High resolution x-ray spectroscopy using GaAs arrays

Abstract

We have produced a number of small format gallium arsenide (GaAs) arrays to address the material, electronic, and technological problems that need to be solved in order to develop mega pixel, Fano-limited spectroscopic x-ray imagers. Results will be presented of a series of x-ray measurements carried out on a prototype 5×5 array, fabricated from 40 μm thick epitaxial GaAs. The device has pixel sizes of 200×200 μm2 and pitch 250 μm. As a preliminary investigation of performance, two pixels have been instrumented. Measurements from 5.9 to 98 keV were carried out both in our laboratory and at the Hamburger Synchrotronstrahlungslabor research facility in Hamburg, Germany. Both pixels were found to be remarkably uniform, both in their spectral and spatial response to x-rays. The average nonlinearity in the spectral response is <1% across the energy range 5.9–98 keV. Using a 12 keV, 20×20 μm2 pencil beam, the spatial uniformity was found to be better than 98% over the entire pixel surfaces, consistent with the statistical precision of the measurement. The energy resolution at −40 °C is 400 eV full width at half maximum (FWHM) at 5.9 keV rising to 700 eV FWHM at 98 keV. No difference in energy resolution was found between full area and pencil beam illumination.
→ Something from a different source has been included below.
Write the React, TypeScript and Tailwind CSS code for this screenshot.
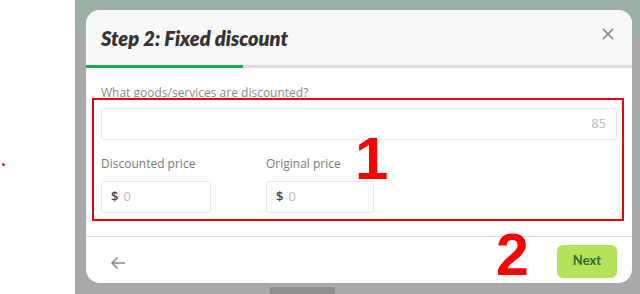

An analysis of the resolution function has shown that the detector is dominated by electronic noise at low energies and Fano noise at energies above 30 keV. By best-fitting the expected resolution function to the entire data set, we derive a Fano factor of 0.140±0.05, together with a charge transport factor as low as 1.4×10−3. Further improvement in the resolution function has been achieved by replacing the conventional resistive feedback preamplifiers with a new resistorless design, which provides a lower component of electronic noise. In this case, a resolution of 266 eV FWHM at 5.9 keV has been achieved at room temperature (23 °C) and 219 eV FWHM with only modest cooling (−31 °C). The expected Fano noise at this energy is ∼140 eV.